'This tragedy should have never occurred': Colombia admits role in killing activists
Paramilitary death squads, often in collaboration with the state, killed Patriotic Union members
Colombia's president has asked forgiveness for the state's role in the systematic killings of leftist activists in the 1980s as the South American nation starts coming to grips with its bloody past ahead of the signing of a historic peace deal with Marxist rebels.
President Juan Manuel Santos made the apology Thursday at a solemn ceremony at the presidential palace attended by surviving members of the Patriotic Union, some wearing shirts in the party's yellow colours with the slogan "They can cut the flowers, but they can't stop the birth of spring."
Some 3,000 members of the short-lived political party set up in the 1980s during peace talks with the Revolutionary Armed Forces of Colombia were slain by paramilitary death squads, sometimes in collaboration with state security forces, in little under a decade. Those killed during what Colombians commonly refer to as political "genocide" included two presidential candidates, lawmakers and countless local officials.

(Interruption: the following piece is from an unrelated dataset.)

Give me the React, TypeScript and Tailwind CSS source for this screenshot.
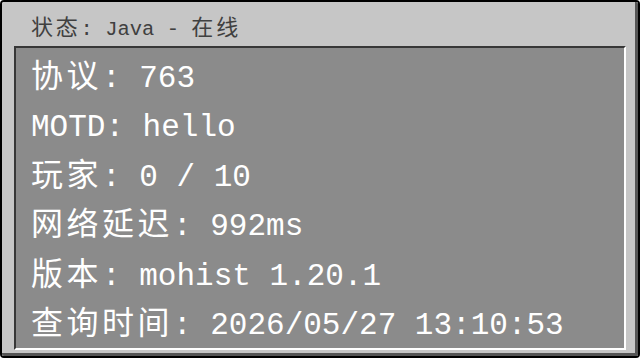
const rows: { label: string; value: string }[] = [
  { label: '协议', value: ': 763' },
  { label: '', value: 'MOTD: hello' },
  { label: '玩家', value: ': 0 / 10' },
  { label: '网络延迟', value: ': 992ms' },
  { label: '版本', value: ': mohist 1.20.1' },
  { label: '查询时间', value: ': 2026/05/27 13:10:53' },
];

const cjk = { fontFamily: '"Noto Sans CJK SC", sans-serif' };
const mono = { fontFamily: '"Liberation Mono", monospace' };

export default function App() {
  return (
    <div className="w-[640px] h-[360px] bg-white">
      <div className="h-[358px] border-2 border-black rounded-[4px] overflow-hidden">
        <div className="h-full flex flex-col bg-[#c6c6c6] border-r-[3px] border-b-[3px] border-[#555555] pl-[12px] pr-[9px] pb-[8px]">
          {/* title */}
          <div className="h-[45px] flex items-center pl-[17px] pt-[7px] text-[#404040]">
            <div className="flex items-baseline whitespace-pre">
              <span className="text-[22px] tracking-[2.8px]" style={cjk}>状态</span>
              <span className="text-[20.5px]" style={mono}>: Java - </span>
              <span className="text-[22px] tracking-[2.8px]" style={cjk}>在线</span>
            </div>
          </div>

          {/* info box */}
          <div className="flex-1 bg-[#8b8b8b] border-t-2 border-l-2 border-[#373737] border-r-2 border-r-white border-b-2 border-b-white flex flex-col pl-[15px] pt-[3px] text-white">
            {rows.map((r, i) => (
              <div key={i} className={`h-[49.5px] flex items-center ${r.label ? '' : 'pt-[7px]'}`}>
                <div className="flex items-baseline whitespace-pre">
                  {r.label && (
                    <span className="text-[32px] tracking-[3.5px]" style={cjk}>{r.label}</span>
                  )}
                  <span className="text-[31px]" style={mono}>{r.value}</span>
                </div>
              </div>
            ))}
          </div>
        </div>
      </div>
    </div>
  );
}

"This tragedy should have never occurred," Santos said, recognizing that a weak state then overwhelmed by powerful drug cartels and their ties to leftist insurgencies was unable to provide the most basic political protection.
"The persecution of members of the Patriotic Union was a tragedy that led to its disappearance as an organization and caused untold damage to thousands of families and our democracy," Santos said.
While expressing regret for the state's past negligence, Santos said that Colombia had made great strides opening political space for the democratic left, a challenge in a country with a recalcitrant guerrilla movement despised by wide segments of society.
In less than two weeks, he'll sign a historic peace deal reached with the FARC that if ratified in a nationwide referendum will pave the way for thousands of rebels to turn over their weapons and compete at the ballot box with traditional parties.
Evidence of the transformation, he said, is that under the peace deal the FARC leaders will entrust their protection to state security forces.
But Aida Avella, who spent a long exile in Switzerland after surviving an attempt on her life and is now the party's leader, said changing conservative Colombians' attitudes will take longer.